### Information shown
▼▼▼
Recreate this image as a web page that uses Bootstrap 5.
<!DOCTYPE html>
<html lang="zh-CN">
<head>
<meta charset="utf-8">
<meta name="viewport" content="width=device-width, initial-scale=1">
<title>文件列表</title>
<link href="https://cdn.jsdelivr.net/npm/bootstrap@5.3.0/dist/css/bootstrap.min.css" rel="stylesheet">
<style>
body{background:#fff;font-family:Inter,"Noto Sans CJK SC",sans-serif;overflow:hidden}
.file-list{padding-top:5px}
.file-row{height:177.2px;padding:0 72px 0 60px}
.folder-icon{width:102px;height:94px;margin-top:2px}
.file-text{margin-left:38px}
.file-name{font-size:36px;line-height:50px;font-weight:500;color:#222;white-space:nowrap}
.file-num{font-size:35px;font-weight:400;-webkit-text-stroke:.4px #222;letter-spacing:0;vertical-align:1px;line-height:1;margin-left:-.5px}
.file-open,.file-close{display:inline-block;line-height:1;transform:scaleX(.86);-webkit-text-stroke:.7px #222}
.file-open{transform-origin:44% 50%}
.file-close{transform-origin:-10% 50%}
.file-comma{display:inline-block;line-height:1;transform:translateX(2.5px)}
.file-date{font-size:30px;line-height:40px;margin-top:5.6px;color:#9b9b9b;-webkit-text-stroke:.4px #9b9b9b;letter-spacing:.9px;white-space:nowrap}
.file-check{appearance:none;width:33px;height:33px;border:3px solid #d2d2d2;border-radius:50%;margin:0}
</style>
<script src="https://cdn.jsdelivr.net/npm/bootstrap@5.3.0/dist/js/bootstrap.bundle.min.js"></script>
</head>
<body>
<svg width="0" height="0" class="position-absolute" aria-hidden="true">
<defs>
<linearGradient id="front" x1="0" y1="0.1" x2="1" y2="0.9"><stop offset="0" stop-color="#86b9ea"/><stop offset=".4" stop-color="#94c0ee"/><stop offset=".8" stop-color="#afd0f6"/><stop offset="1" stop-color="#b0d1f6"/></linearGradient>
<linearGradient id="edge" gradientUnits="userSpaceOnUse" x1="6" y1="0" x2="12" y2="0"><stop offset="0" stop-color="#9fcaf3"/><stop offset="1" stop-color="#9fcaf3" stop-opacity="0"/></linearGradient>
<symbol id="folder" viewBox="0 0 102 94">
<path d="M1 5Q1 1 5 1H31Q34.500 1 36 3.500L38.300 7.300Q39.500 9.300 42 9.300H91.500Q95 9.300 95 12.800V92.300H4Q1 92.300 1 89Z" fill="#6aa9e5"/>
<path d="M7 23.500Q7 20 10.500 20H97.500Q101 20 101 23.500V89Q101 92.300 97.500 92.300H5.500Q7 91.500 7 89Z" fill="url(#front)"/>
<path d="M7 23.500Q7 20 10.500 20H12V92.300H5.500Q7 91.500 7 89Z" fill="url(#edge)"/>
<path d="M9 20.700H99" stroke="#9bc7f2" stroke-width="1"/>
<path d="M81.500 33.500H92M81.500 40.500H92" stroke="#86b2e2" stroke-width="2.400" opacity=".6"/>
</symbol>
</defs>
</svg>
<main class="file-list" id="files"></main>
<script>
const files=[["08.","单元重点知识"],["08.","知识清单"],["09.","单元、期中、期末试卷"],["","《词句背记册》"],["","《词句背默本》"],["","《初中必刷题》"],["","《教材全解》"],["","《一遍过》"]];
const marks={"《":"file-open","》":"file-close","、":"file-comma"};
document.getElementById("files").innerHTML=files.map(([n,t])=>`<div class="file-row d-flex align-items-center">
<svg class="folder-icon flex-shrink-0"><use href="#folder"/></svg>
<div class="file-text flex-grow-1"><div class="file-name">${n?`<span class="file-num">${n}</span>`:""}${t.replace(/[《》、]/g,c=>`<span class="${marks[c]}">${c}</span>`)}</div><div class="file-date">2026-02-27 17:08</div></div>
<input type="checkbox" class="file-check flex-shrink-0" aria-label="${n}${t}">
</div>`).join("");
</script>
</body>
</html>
▲▲▲
### Written request
Copy out the data shown above without altering anything.

### Result of the task
Recreate this image as a web page that uses Bootstrap 5.
<!DOCTYPE html>
<html lang="zh-CN">
<head>
<meta charset="utf-8">
<meta name="viewport" content="width=device-width, initial-scale=1">
<title>文件列表</title>
<link href="https://cdn.jsdelivr.net/npm/bootstrap@5.3.0/dist/css/bootstrap.min.css" rel="stylesheet">
<style>
body{background:#fff;font-family:Inter,"Noto Sans CJK SC",sans-serif;overflow:hidden}
.file-list{padding-top:5px}
.file-row{height:177.2px;padding:0 72px 0 60px}
.folder-icon{width:102px;height:94px;margin-top:2px}
.file-text{margin-left:38px}
.file-name{font-size:36px;line-height:50px;font-weight:500;color:#222;white-space:nowrap}
.file-num{font-size:35px;font-weight:400;-webkit-text-stroke:.4px #222;letter-spacing:0;vertical-align:1px;line-height:1;margin-left:-.5px}
.file-open,.file-close{display:inline-block;line-height:1;transform:scaleX(.86);-webkit-text-stroke:.7px #222}
.file-open{transform-origin:44% 50%}
.file-close{transform-origin:-10% 50%}
.file-comma{display:inline-block;line-height:1;transform:translateX(2.5px)}
.file-date{font-size:30px;line-height:40px;margin-top:5.6px;color:#9b9b9b;-webkit-text-stroke:.4px #9b9b9b;letter-spacing:.9px;white-space:nowrap}
.file-check{appearance:none;width:33px;height:33px;border:3px solid #d2d2d2;border-radius:50%;margin:0}
</style>
<script src="https://cdn.jsdelivr.net/npm/bootstrap@5.3.0/dist/js/bootstrap.bundle.min.js"></script>
</head>
<body>
<svg width="0" height="0" class="position-absolute" aria-hidden="true">
<defs>
<linearGradient id="front" x1="0" y1="0.1" x2="1" y2="0.9"><stop offset="0" stop-color="#86b9ea"/><stop offset=".4" stop-color="#94c0ee"/><stop offset=".8" stop-color="#afd0f6"/><stop offset="1" stop-color="#b0d1f6"/></linearGradient>
<linearGradient id="edge" gradientUnits="userSpaceOnUse" x1="6" y1="0" x2="12" y2="0"><stop offset="0" stop-color="#9fcaf3"/><stop offset="1" stop-color="#9fcaf3" stop-opacity="0"/></linearGradient>
<symbol id="folder" viewBox="0 0 102 94">
<path d="M1 5Q1 1 5 1H31Q34.500 1 36 3.500L38.300 7.300Q39.500 9.300 42 9.300H91.500Q95 9.300 95 12.800V92.300H4Q1 92.300 1 89Z" fill="#6aa9e5"/>
<path d="M7 23.500Q7 20 10.500 20H97.500Q101 20 101 23.500V89Q101 92.300 97.500 92.300H5.500Q7 91.500 7 89Z" fill="url(#front)"/>
<path d="M7 23.500Q7 20 10.500 20H12V92.300H5.500Q7 91.500 7 89Z" fill="url(#edge)"/>
<path d="M9 20.700H99" stroke="#9bc7f2" stroke-width="1"/>
<path d="M81.500 33.500H92M81.500 40.500H92" stroke="#86b2e2" stroke-width="2.400" opacity=".6"/>
</symbol>
</defs>
</svg>
<main class="file-list" id="files"></main>
<script>
const files=[["08.","单元重点知识"],["08.","知识清单"],["09.","单元、期中、期末试卷"],["","《词句背记册》"],["","《词句背默本》"],["","《初中必刷题》"],["","《教材全解》"],["","《一遍过》"]];
const marks={"《":"file-open","》":"file-close","、":"file-comma"};
document.getElementById("files").innerHTML=files.map(([n,t])=>`<div class="file-row d-flex align-items-center">
<svg class="folder-icon flex-shrink-0"><use href="#folder"/></svg>
<div class="file-text flex-grow-1"><div class="file-name">${n?`<span class="file-num">${n}</span>`:""}${t.replace(/[《》、]/g,c=>`<span class="${marks[c]}">${c}</span>`)}</div><div class="file-date">2026-02-27 17:08</div></div>
<input type="checkbox" class="file-check flex-shrink-0" aria-label="${n}${t}">
</div>`).join("");
</script>
</body>
</html>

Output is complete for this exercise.